Questions: Energy Dissipation in Damped Oscillations
5 questions to test your understanding
Score: 0 / 5
Question 1 Multiple Choice
An underdamped oscillator is losing energy to friction. At which point in its oscillation is energy being dissipated most rapidly?
AAt maximum displacement (the turning points), because that is where stored energy is greatest
BAt the equilibrium position, because that is where the oscillator moves fastest
CAt equal rates throughout the cycle, since energy decays exponentially in time
DOnly when the direction of motion reverses, since that is when the damping force changes sign
The rate of energy dissipation is P = bv², which is maximum when velocity is maximum. For a harmonic oscillator, velocity is maximum at the equilibrium position (x = 0), not at the turning points where v = 0. At the turning points, the oscillator is momentarily at rest, so the damping force does zero work and dissipation is zero. Option A is the classic misconception: confusing the amplitude (maximum displacement) with the velocity. Energy is highest at the turning points, but the rate of energy loss is lowest there.
Question 2 Multiple Choice
If the amplitude of a damped oscillator decays as e^(−bt/2m), how does its total mechanical energy decay?
AAt the same rate: E(t) ∝ e^(−bt/2m)
BAt half the rate: E(t) ∝ e^(−bt/4m)
CAt twice the rate: E(t) ∝ e^(−bt/m)
DLinearly in time, since power dissipation is approximately constant
Mechanical energy is proportional to amplitude squared: E ∝ A². If A decays as e^(−bt/2m), then E ∝ A² ∝ (e^(−bt/2m))² = e^(−bt/m). The energy decays at twice the rate of the amplitude. This follows directly from the power law: if dE/dt = −bv², and v scales as amplitude, then v² scales as amplitude squared, and energy (also scaling as amplitude squared) decays twice as fast in the exponent. This factor of 2 is a direct consequence of energy being a quadratic quantity.
Question 3 True / False
The damping force dissipates energy at a rate proportional to v², so energy dissipation is greatest when the oscillator passes through the equilibrium position.
TTrue
FFalse
Answer: True
The instantaneous power dissipated by the damping force F_damp = −bv is P = F_damp · v = −bv². The magnitude bv² is maximum when v is maximum. In a harmonic oscillator, maximum velocity occurs at equilibrium (x = 0), where all energy is kinetic and potential energy is zero.
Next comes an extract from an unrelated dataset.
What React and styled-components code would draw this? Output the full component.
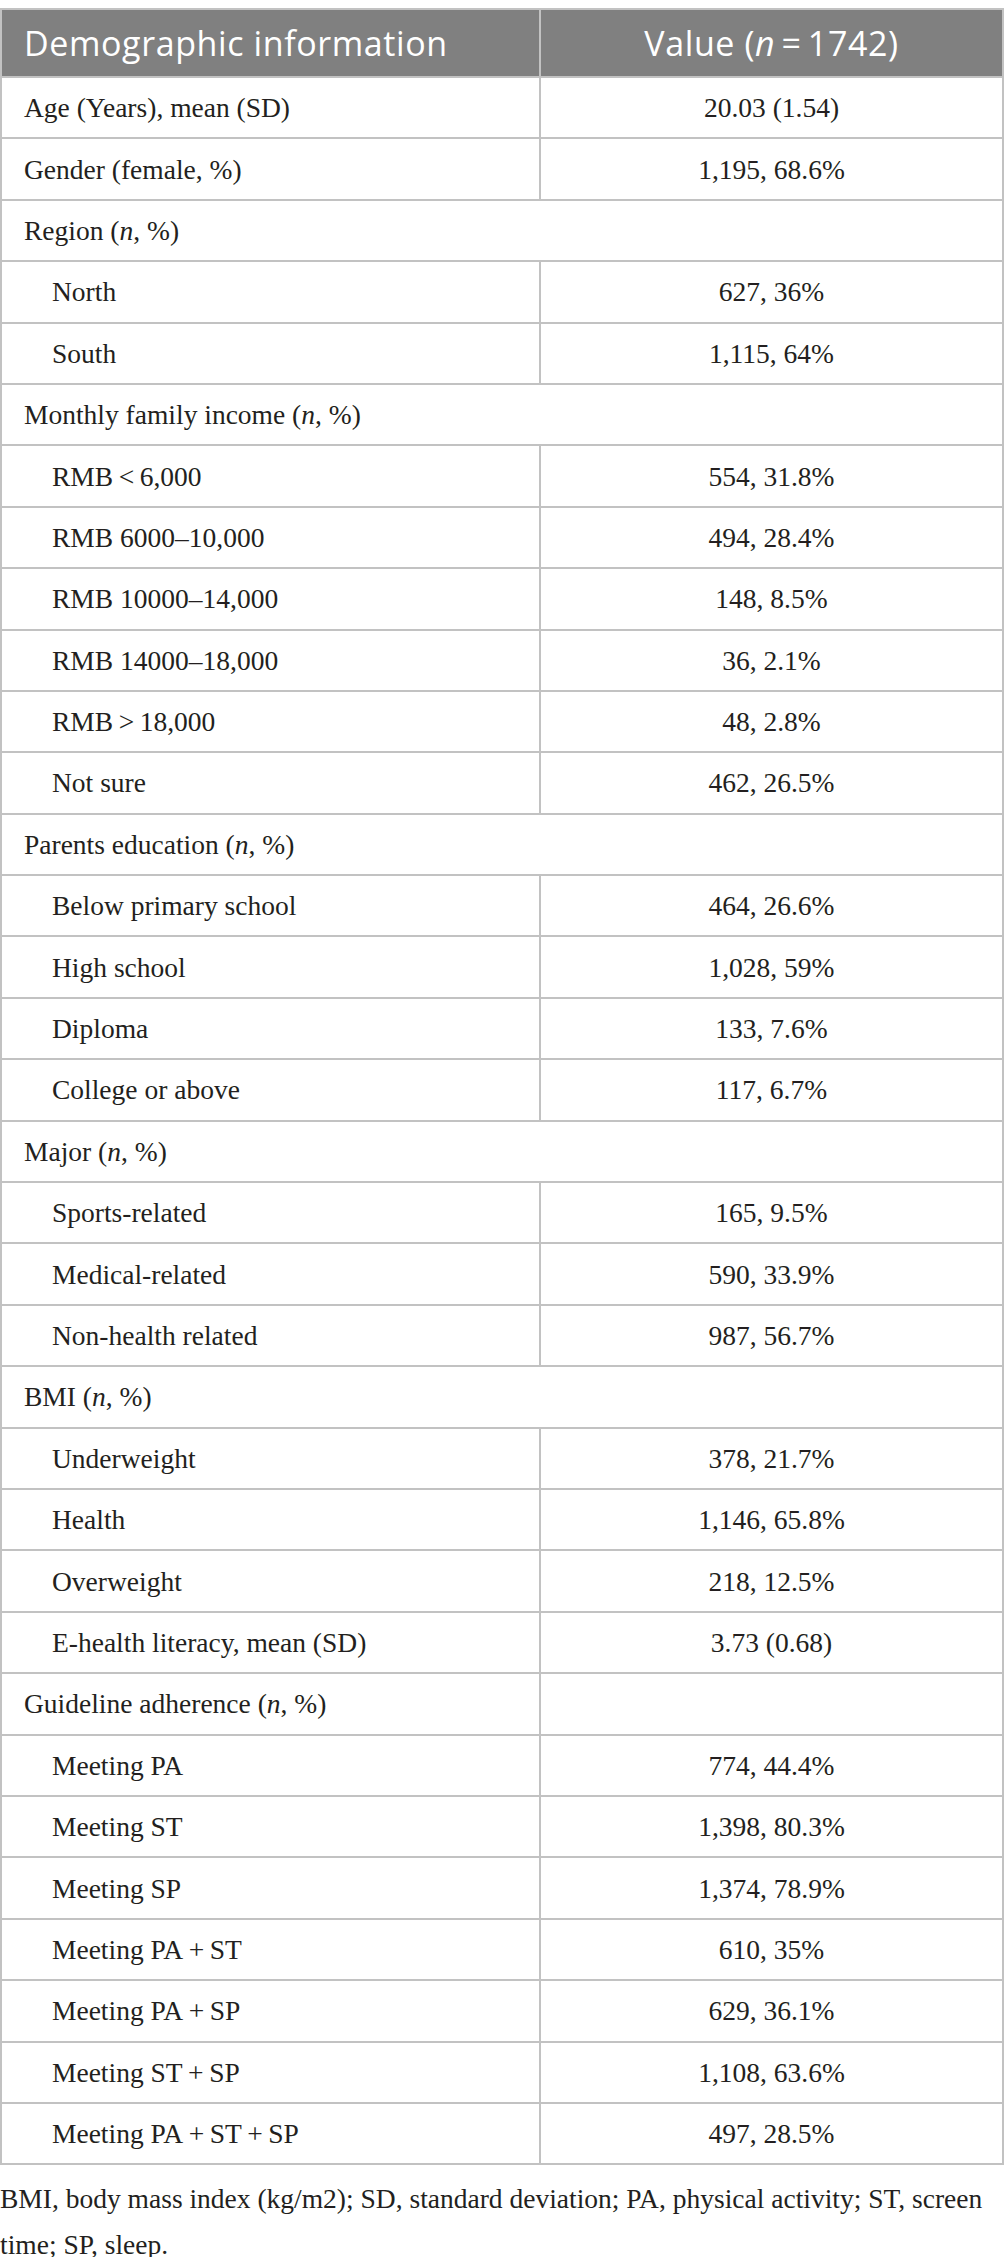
import React from 'react';
import styled, { createGlobalStyle } from 'styled-components';

const GlobalStyle = createGlobalStyle`
  body {
    margin: 0;
    padding: 8px 0 0 0;
    background: #fff;
    font-family: "Liberation Serif", "Times New Roman", serif;
    color: #231f20;
  }
`;

const Wrap = styled.div`
  width: 1004px;
`;

const Table = styled.table`
  width: 1004px;
  border-collapse: collapse;
  table-layout: fixed;
  border: 2px solid #c2c2c2;
`;

const HeadCell = styled.th`
  height: 66px;
  padding: 0 22px;
  background: #808080;
  color: #fff;
  font-family: "Open Sans", "Noto Sans", sans-serif;
  font-weight: 400;
  font-size: 34px;
  letter-spacing: 0.6px;
  text-align: ${p => (p.$center ? 'center' : 'left')};
  border: 2px solid #c2c2c2;
  border-top: none;
  border-bottom: none;
  &:first-child { border-left: none; }
  &:last-child { border-right: none; }
  i { font-style: italic; }
`;

const Cell = styled.td`
  height: 59.4px;
  padding: 0 0 0 ${p => (p.$sub ? '50px' : '22px')};
  font-size: 27.5px;
  line-height: 1.2;
  text-align: left;
  border: 2px solid #c2c2c2;
  vertical-align: middle;
  i { font-style: italic; }
`;

const ValueCell = styled(Cell)`
  padding: 0;
  text-align: center;
`;

const Note = styled.p`
  margin: 11px 0 0 0;
  font-size: 27.5px;
  line-height: 46px;
`;

const rows = [
  { label: 'Age (Years), mean (SD)', value: '20.03 (1.54)' },
  { label: 'Gender (female, %)', value: '1,195, 68.6%' },
  { group: <>Region (<i>n</i>, %)</> },
  { label: 'North', value: '627, 36%', sub: true },
  { label: 'South', value: '1,115, 64%', sub: true },
  { group: <>Monthly family income (<i>n</i>, %)</> },
  { label: 'RMB\u2009<\u20096,000', value: '554, 31.8%', sub: true },
  { label: 'RMB 6000–10,000', value: '494, 28.4%', sub: true },
  { label: 'RMB 10000–14,000', value: '148, 8.5%', sub: true },
  { label: 'RMB 14000–18,000', value: '36, 2.1%', sub: true },
  { label: 'RMB\u2009>\u200918,000', value: '48, 2.8%', sub: true },
  { label: 'Not sure', value: '462, 26.5%', sub: true },
  { group: <>Parents education (<i>n</i>, %)</> },
  { label: 'Below primary school', value: '464, 26.6%', sub: true },
  { label: 'High school', value: '1,028, 59%', sub: true },
  { label: 'Diploma', value: '133, 7.6%', sub: true },
  { label: 'College or above', value: '117, 6.7%', sub: true },
  { group: <>Major (<i>n</i>, %)</> },
  { label: 'Sports-related', value: '165, 9.5%', sub: true },
  { label: 'Medical-related', value: '590, 33.9%', sub: true },
  { label: 'Non-health related', value: '987, 56.7%', sub: true },
  { group: <>BMI (<i>n</i>, %)</> },
  { label: 'Underweight', value: '378, 21.7%', sub: true },
  { label: 'Health', value: '1,146, 65.8%', sub: true },
  { label: 'Overweight', value: '218, 12.5%', sub: true },
  { label: 'E-health literacy, mean (SD)', value: '3.73 (0.68)', sub: true },
  { label: <>Guideline adherence (<i>n</i>, %)</>, value: '' },
  { label: 'Meeting PA', value: '774, 44.4%', sub: true },
  { label: 'Meeting ST', value: '1,398, 80.3%', sub: true },
  { label: 'Meeting SP', value: '1,374, 78.9%', sub: true },
  { label: 'Meeting PA\u2009+\u2009ST', value: '610, 35%', sub: true },
  { label: 'Meeting PA\u2009+\u2009SP', value: '629, 36.1%', sub: true },
  { label: 'Meeting ST\u2009+\u2009SP', value: '1,108, 63.6%', sub: true },
  { label: 'Meeting PA\u2009+\u2009ST\u2009+\u2009SP', value: '497, 28.5%', sub: true },
];

const App = () => {
  return (
    <Wrap>
      <GlobalStyle />
      <Table>
        <colgroup>
          <col style={{ width: '539px' }} />
          <col />
        </colgroup>
        <thead>
          <tr>
            <HeadCell>Demographic information</HeadCell>
            <HeadCell $center>Value (<i>n</i>&thinsp;=&thinsp;1742)</HeadCell>
          </tr>
        </thead>
        <tbody>
          {rows.map((r, i) =>
            r.group ? (
              <tr key={i}>
                <Cell colSpan={2}>{r.group}</Cell>
              </tr>
            ) : (
              <tr key={i}>
                <Cell $sub={r.sub}>{r.label}</Cell>
                <ValueCell>{r.value}</ValueCell>
              </tr>
            )
          )}
        </tbody>
      </Table>
      <Note>
        BMI, body mass index (kg/m2); SD, standard deviation; PA, physical activity; ST, screen time; SP, sleep.
      </Note>
    </Wrap>
  );
};

export default App;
So the oscillator dissipates energy most rapidly at equilibrium and most slowly near the turning points, where it momentarily stops.
Question 4 True / False
In driven-damped oscillations at steady state, the total mechanical energy of the oscillator continues to decrease over time.
TTrue
FFalse
Answer: False
At steady state, the transients have died out and the oscillator vibrates at constant amplitude at the driving frequency. This constant amplitude means constant total energy — the energy neither grows nor decays. The external driver continuously supplies energy at exactly the rate the damping dissipates it; input and dissipation balance. Before steady state is reached, the energy may be growing (if driving is building up amplitude) or decaying (if the system is settling down), but at steady state the net change is zero on average.
Question 5 Short Answer
Why does the mechanical energy of an underdamped oscillator decay at twice the rate of its amplitude? What does this reveal about the relationship between energy and amplitude?
Think about your answer, then reveal below.
Model answer: Energy is proportional to amplitude squared (E ∝ ½kA²). If amplitude decays as e^(−γt) with γ = b/2m, then E ∝ A² ∝ e^(−2γt) — the energy decays at twice the exponent rate. This reveals that energy is a quadratic function of amplitude: doubling amplitude quadruples energy, and halving amplitude reduces energy to one-quarter. The rate of energy loss is therefore always twice the rate of amplitude loss.
This quadratic relationship is a universal feature of simple harmonic motion, not specific to damped systems. In any SHO, E = ½kA² = ½mω²A². So all the energy information is in the amplitude, and changes in amplitude produce proportionally larger changes in energy. The practical consequence is that a lightly damped oscillator (large τ) loses amplitude slowly but loses energy at twice that rate — which matters for engineering applications like resonators, clocks, and acoustic instruments where energy retention determines performance.